:: Collected data

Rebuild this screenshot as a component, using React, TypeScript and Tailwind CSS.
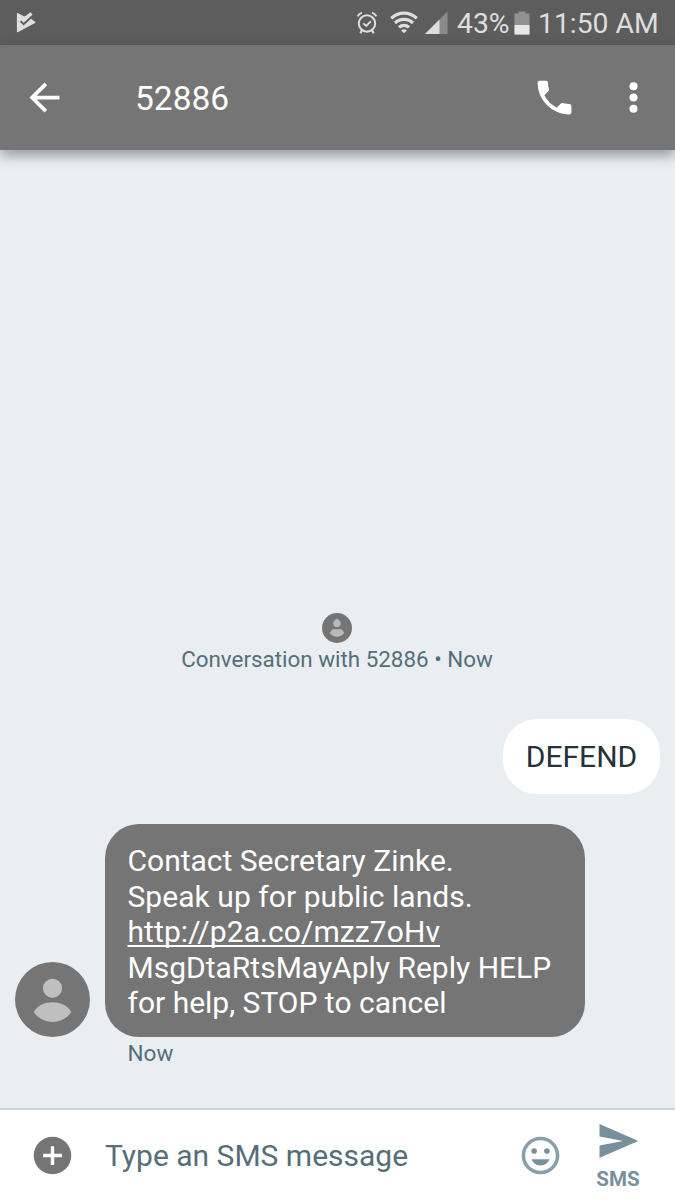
import React from "react";

function StatusBar() {
  return (
    <div className="flex h-[45px] shrink-0 items-center bg-[#5d5d5d] pl-4 text-[#dedede]">
      <svg className="h-[21px] w-5" viewBox="0 0 20 21" aria-hidden="true">
        <path d="M1.500 1.500 L8.600 5.200 L14.600 1 L15.800 2.600 L13.800 6.600 L18.800 10.400 L1.500 19.600 Z" fill="#dedede" stroke="#dedede" strokeWidth="1.200" strokeLinejoin="round" />
        <path d="M4.600 9.200 L7.600 12.200 L16.500 4" fill="none" stroke="#5d5d5d" strokeWidth="1.900" />
      </svg>
      <div className="ml-auto flex items-center">
        <svg className="h-6 w-[22px]" viewBox="0 0 22 24" fill="none" stroke="#dedede" aria-hidden="true">
          <circle cx="11" cy="12.5" r="8.2" strokeWidth="2" />
          <path d="M7.4 12.4 L10.2 15 L14.8 10.4" strokeWidth="1.9" />
          <path d="M1.6 5.4 Q2.8 2.6 6 1.600 M20.4 5.400 Q19.200 2.600 16 1.600" strokeWidth="2" />
          <path d="M6 19 L4.4 22.4 M16 19 L17.6 22.4" strokeWidth="2.2" />
        </svg>
        <svg className="ml-3 h-6 w-7" viewBox="0 0 28 24" fill="none" stroke="#dedede" strokeWidth="3.2" aria-hidden="true">
          <path d="M1.200 7.400 A18.4 18.4 0 0 1 26.800 7.400" />
          <path d="M5 12 A12.8 12.8 0 0 1 23 12" />
          <path d="M9 16.400 A7.2 7.2 0 0 1 19 16.400" />
          <path d="M14 22.3 L11 19.6 A4.3 4.3 0 0 1 17 19.6 Z" fill="#dedede" stroke="none" />
        </svg>
        <svg className="ml-[7px] h-6 w-[23px]" viewBox="0 0 23 24" aria-hidden="true">
          <path d="M0 23 L22.5 0.5 V23 Z" fill="#8b8b8b" />
          <path d="M0 23 L14.5 8.5 V23 Z" fill="#dedede" />
        </svg>
        <span className="ml-[9px] w-[52px] whitespace-nowrap pt-[2px] text-[28.300px] leading-[45px]">43%</span>
        <svg className="ml-[5px] h-6 w-4" viewBox="0 0 16 24" aria-hidden="true">
          <path d="M4.5 0.5 H11.5 V2.5 H15.5 V23.5 H0.5 V2.5 H4.5 Z" fill="#929292" />
          <path d="M0.5 14 H15.5 V23.5 H0.5 Z" fill="#e8e8e8" />
        </svg>
        <span className="ml-2 w-[137px] whitespace-nowrap pt-[2px] text-[28.300px] leading-[45px]">11:50 AM</span>
      </div>
    </div>
  );
}

function AppBar() {
  return (
    <header className="z-10 flex h-[105px] shrink-0 items-center bg-[#757575] pl-[22px] pr-[19px] text-white shadow-[0_6px_12px_0px_rgba(0,0,0,0.34)]">
      <svg className="size-[45px]" viewBox="0 0 24 24" fill="currentColor" role="img" aria-label="Back">
        <path d="M20 11H7.83l5.59-5.59L12 4l-8 8 8 8 1.41-1.41L7.83 13H20v-2z" />
      </svg>
      <h1 className="ml-[68px] pt-[3px] text-[33.500px] leading-10">52886</h1>
      <svg className="ml-auto size-[45px]" viewBox="0 0 24 24" fill="currentColor" role="img" aria-label="Call">
        <path d="M6.62 10.79c1.44 2.83 3.76 5.14 6.59 6.59l2.2-2.2c.27-.27.67-.36 1.02-.24 1.12.37 2.33.57 3.57.57.55 0 1 .45 1 1V20c0 .55-.45 1-1 1-9.39 0-17-7.61-17-17 0-.55.45-1 1-1h3.500c.55 0 1 .45 1 1 0 1.250.2 2.450.57 3.570.11.35.03.74-.25 1.020l-2.200 2.200z" />
      </svg>
      <svg className="ml-[34px] size-[45px]" viewBox="0 0 24 24" fill="currentColor" role="img" aria-label="More options">
        <circle cx="12" cy="6" r="2.150" />
        <circle cx="12" cy="12" r="2.150" />
        <circle cx="12" cy="18" r="2.150" />
      </svg>
    </header>
  );
}

function Avatar({ className }: { className: string }) {
  return (
    <svg className={className} viewBox="0 0 75 75" aria-hidden="true">
      <circle cx="37.5" cy="37.5" r="37.5" fill="#757575" />
      <circle cx="37.5" cy="26.3" r="9.6" fill="#bfbfbf" />
      <path d="M18.700 50 C23 43 30 40.300 37.500 40.300 S52 43 56.300 50 C52 56.500 45 60 37.500 60 S23 56.500 18.700 50 Z" fill="#bfbfbf" />
    </svg>
  );
}

function SmallAvatar() {
  return (
    <svg className="mr-[2px] size-[30px]" viewBox="0 0 30 30" aria-hidden="true">
      <circle cx="15" cy="15" r="15" fill="#757575" />
      <path d="M15 5.800 C17 6.800 18.800 8.400 18.800 10.400 C18.800 12.800 17 14 15 14 S11.200 12.800 11.200 10.400 C11.200 8.400 13 6.800 15 5.800 Z" fill="#b9b9b9" />
      <path d="M10.500 16.200 H19.500 L22.400 19.800 C20.500 22.400 18 23.800 15 23.800 S9.500 22.400 7.600 19.800 Z" fill="#b9b9b9" />
    </svg>
  );
}

function Conversation() {
  return (
    <main className="flex min-h-0 flex-1 flex-col justify-end bg-[#eaeef1] pb-[41px]">
      <div className="flex flex-col items-center">
        <SmallAvatar />
        <p className="mt-[3px] pr-px text-[22.400px] leading-[27px] text-[#546e7a]">Conversation with 52886 • Now</p>
      </div>
      <div className="mr-[15px] mt-[46px] flex h-[75px] w-[157px] items-center justify-center self-end rounded-[34px] bg-white text-[30px] leading-[36px] text-[#263238]">
        DEFEND
      </div>
      <div className="mt-[30px] flex items-end pl-[15px]">
        <Avatar className="size-[75px]" />
        <div className="ml-[15px] h-[213px] w-[480px] rounded-[34px] bg-[#757575] pl-[22.500px] pt-[19px] text-[30px] leading-[35.6px] text-white">
          <p>Contact Secretary Zinke.</p>
          <p className="tracking-[0.050px]">Speak up for public lands.</p>
          <p>
            <a className="tracking-[0.080px] underline decoration-[1.5px] underline-offset-[3px] [text-decoration-skip-ink:none]">http://p2a.co/mzz7oHv</a>
          </p>
          <p>MsgDtaRtsMayAply Reply HELP</p>
          <p>for help, STOP to cancel</p>
        </div>
      </div>
      <p className="ml-[127.500px] mt-[3px] text-[22.5px] leading-[27px] text-[#546e7a]">Now</p>
    </main>
  );
}

function Composer() {
  return (
    <footer className="flex h-[92px] shrink-0 items-center border-t-2 border-[#cfd4d8] bg-white">
      <svg className="ml-[30px] size-[45px]" viewBox="0 0 24 24" role="img" aria-label="Attach">
        <circle cx="12" cy="12" r="10" fill="#757575" />
        <path d="M12 7v10M7 12h10" stroke="#fff" strokeWidth="1.8" />
      </svg>
      <span className="ml-[30px] pt-[2px] text-[30px] leading-9 text-[#546e7a]">Type an SMS message</span>
      <svg className="ml-auto size-[45px]" viewBox="0 0 24 24" role="img" aria-label="Emoji">
        <circle cx="12" cy="12" r="9.100" fill="none" stroke="#87a0aa" strokeWidth="1.900" />
        <circle cx="8.600" cy="9.600" r="1.500" fill="#78909c" />
        <circle cx="15.400" cy="9.600" r="1.500" fill="#78909c" />
        <path d="M7.200 14h9.600c-.8 2-2.500 3.300-4.800 3.300s-4-1.300-4.800-3.300z" fill="#78909c" />
      </svg>
      <div className="ml-[32.500px] mr-[34px] flex w-[46px] flex-col items-center pt-[4px] text-[#78909c]">
        <svg className="ml-[2px] h-[34px] w-10" viewBox="0 0 40 34" fill="currentColor" role="img" aria-label="Send">
          <path d="M0.500 0 L39.500 17 L0.500 33.800 V21.500 L24 17 L0.500 12.500 Z" />
        </svg>
        <span className="mt-[9px] text-[20.600px] font-bold leading-6">SMS</span>
      </div>
    </footer>
  );
}

export default function App() {
  return (
    <div className="flex h-[1200px] w-[675px] flex-col overflow-hidden font-['Roboto',sans-serif]">
      <StatusBar />
      <AppBar />
      <Conversation />
      <Composer />
    </div>
  );
}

::::

● The task
From the opening line of the listing above through the line bearing "import React from", repeat each line exactly. Drop every picture.

● Complete response
Rebuild this screenshot as a component, using React, TypeScript and Tailwind CSS.
import React from "react";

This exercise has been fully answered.